— start of Available data —
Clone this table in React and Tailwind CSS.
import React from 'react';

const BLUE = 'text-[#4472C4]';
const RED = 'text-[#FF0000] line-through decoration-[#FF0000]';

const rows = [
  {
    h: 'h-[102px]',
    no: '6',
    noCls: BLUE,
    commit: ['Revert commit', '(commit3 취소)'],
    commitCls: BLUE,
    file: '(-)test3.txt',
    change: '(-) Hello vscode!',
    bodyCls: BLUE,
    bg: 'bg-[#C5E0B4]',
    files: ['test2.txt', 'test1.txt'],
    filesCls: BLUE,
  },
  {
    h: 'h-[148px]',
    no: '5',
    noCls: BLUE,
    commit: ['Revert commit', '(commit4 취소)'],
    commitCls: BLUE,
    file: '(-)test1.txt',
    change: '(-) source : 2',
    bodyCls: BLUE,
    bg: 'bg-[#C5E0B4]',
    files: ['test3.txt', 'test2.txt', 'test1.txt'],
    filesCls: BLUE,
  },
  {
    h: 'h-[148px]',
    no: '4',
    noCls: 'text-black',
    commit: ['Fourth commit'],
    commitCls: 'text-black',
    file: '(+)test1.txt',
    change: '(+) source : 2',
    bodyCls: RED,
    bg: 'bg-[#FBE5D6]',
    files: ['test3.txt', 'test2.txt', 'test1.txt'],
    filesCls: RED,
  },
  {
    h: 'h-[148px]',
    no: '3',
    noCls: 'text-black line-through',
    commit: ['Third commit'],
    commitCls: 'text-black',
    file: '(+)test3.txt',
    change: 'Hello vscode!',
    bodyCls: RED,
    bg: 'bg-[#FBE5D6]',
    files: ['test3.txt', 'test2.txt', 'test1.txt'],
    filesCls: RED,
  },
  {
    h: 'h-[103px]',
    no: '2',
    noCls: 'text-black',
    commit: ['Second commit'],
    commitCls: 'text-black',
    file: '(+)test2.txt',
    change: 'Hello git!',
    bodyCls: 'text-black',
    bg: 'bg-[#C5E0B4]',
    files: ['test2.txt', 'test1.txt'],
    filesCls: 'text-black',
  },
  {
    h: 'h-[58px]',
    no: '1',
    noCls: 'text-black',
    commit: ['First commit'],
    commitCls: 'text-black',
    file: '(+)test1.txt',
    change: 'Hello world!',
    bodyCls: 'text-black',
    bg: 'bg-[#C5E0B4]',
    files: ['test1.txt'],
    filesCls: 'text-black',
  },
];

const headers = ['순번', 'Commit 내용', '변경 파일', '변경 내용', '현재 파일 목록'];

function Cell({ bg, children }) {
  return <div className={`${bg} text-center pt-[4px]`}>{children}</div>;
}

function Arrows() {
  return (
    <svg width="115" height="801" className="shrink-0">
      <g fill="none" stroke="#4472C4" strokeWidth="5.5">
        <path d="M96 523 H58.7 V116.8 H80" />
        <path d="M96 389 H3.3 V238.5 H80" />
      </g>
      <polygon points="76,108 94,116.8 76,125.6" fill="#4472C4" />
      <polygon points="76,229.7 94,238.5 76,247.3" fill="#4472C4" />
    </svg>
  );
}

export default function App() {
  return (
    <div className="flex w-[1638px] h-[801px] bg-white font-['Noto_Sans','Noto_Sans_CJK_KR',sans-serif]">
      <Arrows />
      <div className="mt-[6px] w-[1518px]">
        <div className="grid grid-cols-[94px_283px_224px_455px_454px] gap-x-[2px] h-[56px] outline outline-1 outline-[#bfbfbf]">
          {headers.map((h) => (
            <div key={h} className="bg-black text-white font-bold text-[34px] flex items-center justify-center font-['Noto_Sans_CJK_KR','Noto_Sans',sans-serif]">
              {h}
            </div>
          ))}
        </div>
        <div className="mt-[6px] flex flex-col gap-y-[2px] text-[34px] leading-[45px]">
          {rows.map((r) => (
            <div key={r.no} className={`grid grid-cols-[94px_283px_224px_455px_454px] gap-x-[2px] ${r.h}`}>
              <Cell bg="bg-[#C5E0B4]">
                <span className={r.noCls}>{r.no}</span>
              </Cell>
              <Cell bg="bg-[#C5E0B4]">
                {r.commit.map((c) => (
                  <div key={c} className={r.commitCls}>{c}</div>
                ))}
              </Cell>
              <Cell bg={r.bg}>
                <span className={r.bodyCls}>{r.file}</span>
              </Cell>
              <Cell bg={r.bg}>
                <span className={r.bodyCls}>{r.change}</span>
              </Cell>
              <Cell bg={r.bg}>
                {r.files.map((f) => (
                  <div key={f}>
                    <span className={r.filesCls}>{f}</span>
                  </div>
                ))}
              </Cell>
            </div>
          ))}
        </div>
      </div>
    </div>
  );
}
— end of Available data —
What needs to be done: Type the whole listing again, unaltered.

Task result:
Clone this table in React and Tailwind CSS.
import React from 'react';

const BLUE = 'text-[#4472C4]';
const RED = 'text-[#FF0000] line-through decoration-[#FF0000]';

const rows = [
  {
    h: 'h-[102px]',
    no: '6',
    noCls: BLUE,
    commit: ['Revert commit', '(commit3 취소)'],
    commitCls: BLUE,
    file: '(-)test3.txt',
    change: '(-) Hello vscode!',
    bodyCls: BLUE,
    bg: 'bg-[#C5E0B4]',
    files: ['test2.txt', 'test1.txt'],
    filesCls: BLUE,
  },
  {
    h: 'h-[148px]',
    no: '5',
    noCls: BLUE,
    commit: ['Revert commit', '(commit4 취소)'],
    commitCls: BLUE,
    file: '(-)test1.txt',
    change: '(-) source : 2',
    bodyCls: BLUE,
    bg: 'bg-[#C5E0B4]',
    files: ['test3.txt', 'test2.txt', 'test1.txt'],
    filesCls: BLUE,
  },
  {
    h: 'h-[148px]',
    no: '4',
    noCls: 'text-black',
    commit: ['Fourth commit'],
    commitCls: 'text-black',
    file: '(+)test1.txt',
    change: '(+) source : 2',
    bodyCls: RED,
    bg: 'bg-[#FBE5D6]',
    files: ['test3.txt', 'test2.txt', 'test1.txt'],
    filesCls: RED,
  },
  {
    h: 'h-[148px]',
    no: '3',
    noCls: 'text-black line-through',
    commit: ['Third commit'],
    commitCls: 'text-black',
    file: '(+)test3.txt',
    change: 'Hello vscode!',
    bodyCls: RED,
    bg: 'bg-[#FBE5D6]',
    files: ['test3.txt', 'test2.txt', 'test1.txt'],
    filesCls: RED,
  },
  {
    h: 'h-[103px]',
    no: '2',
    noCls: 'text-black',
    commit: ['Second commit'],
    commitCls: 'text-black',
    file: '(+)test2.txt',
    change: 'Hello git!',
    bodyCls: 'text-black',
    bg: 'bg-[#C5E0B4]',
    files: ['test2.txt', 'test1.txt'],
    filesCls: 'text-black',
  },
  {
    h: 'h-[58px]',
    no: '1',
    noCls: 'text-black',
    commit: ['First commit'],
    commitCls: 'text-black',
    file: '(+)test1.txt',
    change: 'Hello world!',
    bodyCls: 'text-black',
    bg: 'bg-[#C5E0B4]',
    files: ['test1.txt'],
    filesCls: 'text-black',
  },
];

const headers = ['순번', 'Commit 내용', '변경 파일', '변경 내용', '현재 파일 목록'];

function Cell({ bg, children }) {
  return <div className={`${bg} text-center pt-[4px]`}>{children}</div>;
}

function Arrows() {
  return (
    <svg width="115" height="801" className="shrink-0">
      <g fill="none" stroke="#4472C4" strokeWidth="5.5">
        <path d="M96 523 H58.7 V116.8 H80" />
        <path d="M96 389 H3.3 V238.5 H80" />
      </g>
      <polygon points="76,108 94,116.8 76,125.6" fill="#4472C4" />
      <polygon points="76,229.7 94,238.5 76,247.3" fill="#4472C4" />
    </svg>
  );
}

export default function App() {
  return (
    <div className="flex w-[1638px] h-[801px] bg-white font-['Noto_Sans','Noto_Sans_CJK_KR',sans-serif]">
      <Arrows />
      <div className="mt-[6px] w-[1518px]">
        <div className="grid grid-cols-[94px_283px_224px_455px_454px] gap-x-[2px] h-[56px] outline outline-1 outline-[#bfbfbf]">
          {headers.map((h) => (
            <div key={h} className="bg-black text-white font-bold text-[34px] flex items-center justify-center font-['Noto_Sans_CJK_KR','Noto_Sans',sans-serif]">
              {h}
            </div>
          ))}
        </div>
        <div className="mt-[6px] flex flex-col gap-y-[2px] text-[34px] leading-[45px]">
          {rows.map((r) => (
            <div key={r.no} className={`grid grid-cols-[94px_283px_224px_455px_454px] gap-x-[2px] ${r.h}`}>
              <Cell bg="bg-[#C5E0B4]">
                <span className={r.noCls}>{r.no}</span>
              </Cell>
              <Cell bg="bg-[#C5E0B4]">
                {r.commit.map((c) => (
                  <div key={c} className={r.commitCls}>{c}</div>
                ))}
              </Cell>
              <Cell bg={r.bg}>
                <span className={r.bodyCls}>{r.file}</span>
              </Cell>
              <Cell bg={r.bg}>
                <span className={r.bodyCls}>{r.change}</span>
              </Cell>
              <Cell bg={r.bg}>
                {r.files.map((f) => (
                  <div key={f}>
                    <span className={r.filesCls}>{f}</span>
                  </div>
                ))}
              </Cell>
            </div>
          ))}
        </div>
      </div>
    </div>
  );
}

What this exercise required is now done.